Quem tem um salário entre 609,32 euros e 631,64 euros manterá os pontos, porque o impulso salarial decorrente da aplicação do diploma é inferior a 28 euros. Trata-se de funcionários situados em posições remuneratórias “virtuais”, ou seja, que na transição para a TRU ficaram com remunerações sem correspondência directa nessa tabela. Nesses casos os “pontos e menções qualitativas relevam para efeitos de futura alteração de posicionamento remuneratória”.
Os trabalhadores que mantêm os pontos podem ter outra alteração de posicionamento remuneratório em 2019?
Sim. Estes trabalhadores, desde que tenham acumulado dez pontos na avaliação de desempenho, passam para a posição remuneratória seguinte, que corresponde a 683 euros. Isso só se concretizará quando o ciclo avaliativo de 2017/2018 estiver concluído, ou seja, em Abril ou Maio. As pessoas nestas condições terão um acréscimo salarial que poderá chegar aos 74 euros.
Quanto custa a medida?
Segundo o Governo, a medida tem um custo associado de 50 milhões de euros. Mas só o aumento do salário mínimo para 600 euros em 2019 já custaria 20 milhões de euros, que estão incluídos na estimativa.
Por que razão os sindicatos contestam a forma como o Governo quer aplicar o Decreto-lei?
Os sindicatos não concordam que o aumento da remuneração base na função pública – uma decisão política tomada pelo Governo – implique a perda de pontos na avaliação de desempenho. As estruturas da UGT e da CGTP defendem que todos os trabalhadores com salários inferiores a 635.07 euros deviam passam para este nível salarial, mantendo os pontos que acumularam na avaliação de desempenho. Isso permitiria que um trabalhador que este ano acumulasse os dez pontos necessário, pudesse avançar mais uma posição na escala salarial e ficar a ganhar 683 euros. Os restantes, iriam progredir nos anos seguintes, à medida que perfizessem os dez pontos.
O que poderá acontecer?
Tanto a Frente Comum (GCTP) como a Fesap (UGT) prometem contestar a medida em tribunal. A Fesap prometeu ainda pedir a intervenção da Provedora de Justiça e recorrer às instâncias europeias. A aplicação do diploma, assim como o facto de mais de 600 mil trabalhadores continuarem sem aumentos foram dois dos motivos da greve que decorreu a 14 e 15 de Fevereiro.
Qual a argumentação do Governo?
O Governo diz que esta solução acelera a progressão dos trabalhadores, porque mesmo quem não tem pontos passa para os 635 euros. O ministro das Finanças, Mário Centeno, justificou também na quarta-feira que o Governo quer assegurar a posição relativa entre trabalhadores.

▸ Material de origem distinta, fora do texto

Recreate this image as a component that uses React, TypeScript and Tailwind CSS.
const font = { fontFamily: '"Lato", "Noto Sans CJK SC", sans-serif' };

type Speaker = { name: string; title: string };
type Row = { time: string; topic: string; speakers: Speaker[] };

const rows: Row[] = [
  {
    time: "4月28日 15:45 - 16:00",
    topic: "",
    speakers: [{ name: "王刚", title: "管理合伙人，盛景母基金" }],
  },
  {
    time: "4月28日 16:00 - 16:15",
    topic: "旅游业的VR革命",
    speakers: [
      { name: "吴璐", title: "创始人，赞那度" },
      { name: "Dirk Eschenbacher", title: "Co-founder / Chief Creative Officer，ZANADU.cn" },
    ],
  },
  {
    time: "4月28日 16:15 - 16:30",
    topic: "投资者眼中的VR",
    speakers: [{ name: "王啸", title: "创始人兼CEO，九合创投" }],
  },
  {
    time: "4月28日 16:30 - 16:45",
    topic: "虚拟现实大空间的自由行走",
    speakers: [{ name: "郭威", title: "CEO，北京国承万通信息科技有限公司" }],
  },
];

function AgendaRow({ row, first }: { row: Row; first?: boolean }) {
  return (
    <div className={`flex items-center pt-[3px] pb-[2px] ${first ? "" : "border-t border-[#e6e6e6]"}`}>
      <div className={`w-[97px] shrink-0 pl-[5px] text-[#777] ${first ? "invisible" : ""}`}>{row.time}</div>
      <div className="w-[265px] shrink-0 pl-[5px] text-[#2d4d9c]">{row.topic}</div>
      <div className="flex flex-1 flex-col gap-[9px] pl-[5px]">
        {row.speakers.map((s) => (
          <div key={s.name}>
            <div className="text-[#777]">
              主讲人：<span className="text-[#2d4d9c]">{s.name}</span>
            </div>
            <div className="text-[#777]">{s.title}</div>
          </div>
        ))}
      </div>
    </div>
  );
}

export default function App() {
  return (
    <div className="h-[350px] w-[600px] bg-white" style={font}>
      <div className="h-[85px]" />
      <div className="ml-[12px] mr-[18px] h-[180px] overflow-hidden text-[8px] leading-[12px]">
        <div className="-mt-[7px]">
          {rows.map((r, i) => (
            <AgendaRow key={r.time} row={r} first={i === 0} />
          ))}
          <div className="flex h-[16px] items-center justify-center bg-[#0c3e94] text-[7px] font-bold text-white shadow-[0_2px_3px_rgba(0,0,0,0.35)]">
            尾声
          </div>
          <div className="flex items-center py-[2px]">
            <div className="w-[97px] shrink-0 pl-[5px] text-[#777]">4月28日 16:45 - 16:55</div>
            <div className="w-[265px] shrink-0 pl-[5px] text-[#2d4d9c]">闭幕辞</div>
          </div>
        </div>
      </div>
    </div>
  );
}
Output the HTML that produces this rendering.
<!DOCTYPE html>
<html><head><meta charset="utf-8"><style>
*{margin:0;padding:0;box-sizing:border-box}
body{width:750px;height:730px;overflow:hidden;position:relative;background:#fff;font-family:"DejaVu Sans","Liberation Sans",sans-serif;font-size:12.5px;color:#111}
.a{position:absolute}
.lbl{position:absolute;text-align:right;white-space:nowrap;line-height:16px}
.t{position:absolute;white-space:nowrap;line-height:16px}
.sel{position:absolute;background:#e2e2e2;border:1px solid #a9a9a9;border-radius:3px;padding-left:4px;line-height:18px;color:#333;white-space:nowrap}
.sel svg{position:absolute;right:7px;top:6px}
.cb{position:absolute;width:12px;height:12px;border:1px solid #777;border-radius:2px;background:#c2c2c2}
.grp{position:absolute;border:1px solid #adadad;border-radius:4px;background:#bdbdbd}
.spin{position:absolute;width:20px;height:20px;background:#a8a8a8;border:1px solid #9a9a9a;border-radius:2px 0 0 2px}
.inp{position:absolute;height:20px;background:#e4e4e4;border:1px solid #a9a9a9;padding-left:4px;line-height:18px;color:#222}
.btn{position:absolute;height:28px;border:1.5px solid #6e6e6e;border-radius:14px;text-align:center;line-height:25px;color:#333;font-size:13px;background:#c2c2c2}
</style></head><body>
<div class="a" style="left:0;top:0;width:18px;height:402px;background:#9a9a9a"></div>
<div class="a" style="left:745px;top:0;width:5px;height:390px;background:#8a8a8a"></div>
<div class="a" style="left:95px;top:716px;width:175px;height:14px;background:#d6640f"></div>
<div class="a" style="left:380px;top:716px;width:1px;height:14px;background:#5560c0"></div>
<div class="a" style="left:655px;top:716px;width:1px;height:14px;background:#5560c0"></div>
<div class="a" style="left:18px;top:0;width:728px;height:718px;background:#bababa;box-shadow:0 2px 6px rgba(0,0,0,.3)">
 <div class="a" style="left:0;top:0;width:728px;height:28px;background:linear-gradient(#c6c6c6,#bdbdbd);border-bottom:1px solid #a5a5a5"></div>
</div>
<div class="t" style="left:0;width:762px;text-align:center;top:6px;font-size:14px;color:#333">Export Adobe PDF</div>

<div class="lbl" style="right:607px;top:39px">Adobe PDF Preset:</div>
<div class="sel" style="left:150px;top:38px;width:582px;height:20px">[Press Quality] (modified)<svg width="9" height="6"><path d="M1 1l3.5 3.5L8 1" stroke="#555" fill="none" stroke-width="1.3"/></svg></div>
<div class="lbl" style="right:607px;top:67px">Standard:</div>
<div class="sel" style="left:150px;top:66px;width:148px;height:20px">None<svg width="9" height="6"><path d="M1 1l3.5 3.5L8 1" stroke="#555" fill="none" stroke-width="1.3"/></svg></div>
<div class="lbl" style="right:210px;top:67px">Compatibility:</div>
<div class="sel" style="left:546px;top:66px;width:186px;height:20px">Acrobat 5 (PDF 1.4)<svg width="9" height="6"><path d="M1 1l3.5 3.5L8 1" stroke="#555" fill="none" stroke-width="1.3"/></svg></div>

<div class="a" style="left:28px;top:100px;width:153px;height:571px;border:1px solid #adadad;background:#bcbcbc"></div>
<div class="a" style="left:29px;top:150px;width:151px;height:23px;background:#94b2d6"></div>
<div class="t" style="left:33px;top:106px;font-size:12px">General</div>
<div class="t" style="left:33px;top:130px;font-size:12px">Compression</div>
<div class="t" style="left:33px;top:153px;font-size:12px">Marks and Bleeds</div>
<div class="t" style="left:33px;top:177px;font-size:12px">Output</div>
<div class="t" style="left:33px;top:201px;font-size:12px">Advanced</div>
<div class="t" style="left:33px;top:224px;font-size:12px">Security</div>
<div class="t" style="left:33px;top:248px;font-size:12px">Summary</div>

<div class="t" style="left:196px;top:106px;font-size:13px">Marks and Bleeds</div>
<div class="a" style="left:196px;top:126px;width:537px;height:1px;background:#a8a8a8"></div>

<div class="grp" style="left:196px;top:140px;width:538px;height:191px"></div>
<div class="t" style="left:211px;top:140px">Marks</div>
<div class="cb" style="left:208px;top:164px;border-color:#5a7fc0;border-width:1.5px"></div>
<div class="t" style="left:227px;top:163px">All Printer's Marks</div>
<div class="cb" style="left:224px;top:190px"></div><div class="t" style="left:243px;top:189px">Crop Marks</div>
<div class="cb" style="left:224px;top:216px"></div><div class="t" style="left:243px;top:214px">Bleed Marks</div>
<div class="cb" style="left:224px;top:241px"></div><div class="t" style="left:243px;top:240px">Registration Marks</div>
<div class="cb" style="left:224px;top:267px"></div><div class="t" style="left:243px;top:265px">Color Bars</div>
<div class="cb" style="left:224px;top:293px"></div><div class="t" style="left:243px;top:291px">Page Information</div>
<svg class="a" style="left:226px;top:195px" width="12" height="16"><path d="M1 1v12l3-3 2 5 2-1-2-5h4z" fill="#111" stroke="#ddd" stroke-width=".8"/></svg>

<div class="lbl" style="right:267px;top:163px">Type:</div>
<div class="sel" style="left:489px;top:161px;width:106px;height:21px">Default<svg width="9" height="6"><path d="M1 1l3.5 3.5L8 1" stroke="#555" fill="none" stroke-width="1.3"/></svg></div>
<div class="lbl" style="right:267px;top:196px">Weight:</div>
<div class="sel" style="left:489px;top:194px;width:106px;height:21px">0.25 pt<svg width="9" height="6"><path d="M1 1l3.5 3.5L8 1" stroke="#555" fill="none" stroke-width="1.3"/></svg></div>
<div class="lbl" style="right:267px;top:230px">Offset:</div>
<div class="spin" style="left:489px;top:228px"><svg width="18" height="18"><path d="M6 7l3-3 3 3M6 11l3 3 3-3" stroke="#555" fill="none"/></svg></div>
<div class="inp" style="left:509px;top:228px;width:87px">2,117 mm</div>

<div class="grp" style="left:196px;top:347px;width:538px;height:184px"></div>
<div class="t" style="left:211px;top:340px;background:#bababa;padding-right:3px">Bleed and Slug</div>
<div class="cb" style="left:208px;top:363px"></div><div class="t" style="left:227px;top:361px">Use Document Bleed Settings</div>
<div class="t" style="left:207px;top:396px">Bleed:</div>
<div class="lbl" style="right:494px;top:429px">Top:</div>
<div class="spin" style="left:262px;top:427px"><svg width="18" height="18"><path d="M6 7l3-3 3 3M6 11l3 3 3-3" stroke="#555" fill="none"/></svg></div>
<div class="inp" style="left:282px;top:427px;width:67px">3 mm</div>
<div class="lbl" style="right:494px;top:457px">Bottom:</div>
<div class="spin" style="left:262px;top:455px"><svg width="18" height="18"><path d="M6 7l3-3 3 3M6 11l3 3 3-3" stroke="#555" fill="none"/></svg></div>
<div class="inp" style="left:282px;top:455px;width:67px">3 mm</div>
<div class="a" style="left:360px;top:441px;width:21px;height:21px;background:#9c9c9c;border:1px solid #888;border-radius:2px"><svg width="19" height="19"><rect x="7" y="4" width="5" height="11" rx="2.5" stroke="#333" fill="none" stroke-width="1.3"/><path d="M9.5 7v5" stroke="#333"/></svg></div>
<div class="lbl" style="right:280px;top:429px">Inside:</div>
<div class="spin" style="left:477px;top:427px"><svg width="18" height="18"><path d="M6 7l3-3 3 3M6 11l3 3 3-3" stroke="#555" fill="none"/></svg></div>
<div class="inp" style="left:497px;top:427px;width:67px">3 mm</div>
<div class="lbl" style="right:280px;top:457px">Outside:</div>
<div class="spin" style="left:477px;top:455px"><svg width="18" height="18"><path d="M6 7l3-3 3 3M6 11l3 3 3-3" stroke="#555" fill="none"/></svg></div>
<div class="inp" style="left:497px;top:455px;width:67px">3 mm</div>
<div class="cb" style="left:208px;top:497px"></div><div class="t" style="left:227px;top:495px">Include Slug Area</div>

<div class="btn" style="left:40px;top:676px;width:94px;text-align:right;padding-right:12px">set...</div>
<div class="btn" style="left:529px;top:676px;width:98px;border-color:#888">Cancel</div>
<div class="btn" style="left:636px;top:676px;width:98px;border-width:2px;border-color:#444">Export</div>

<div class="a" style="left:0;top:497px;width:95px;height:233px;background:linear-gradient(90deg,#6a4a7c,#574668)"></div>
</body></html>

E explicou que “há milhares de trabalhadores que estão hoje nos 635,07 euros que conquistaram esta posição remuneratória à custa da sua carreira e que têm de ver a sua posição relativa preservada [face] aos que também vão ser incluídos num escalão salarial para o qual não tinham pontos para progredir”. Centeno respondia ao Bloco de Esquerda e ao PCP que questionaram o “apagão” dos pontos da avaliação de desempenho.
Este deverá ser o argumento utilizado pela secretária de Estado da Administração e do Emprego Público, Fátima Fonseca, que nesta sexta-feira se reúne com as três estruturas sindicais do sector para debater a aplicação do Decreto-lei.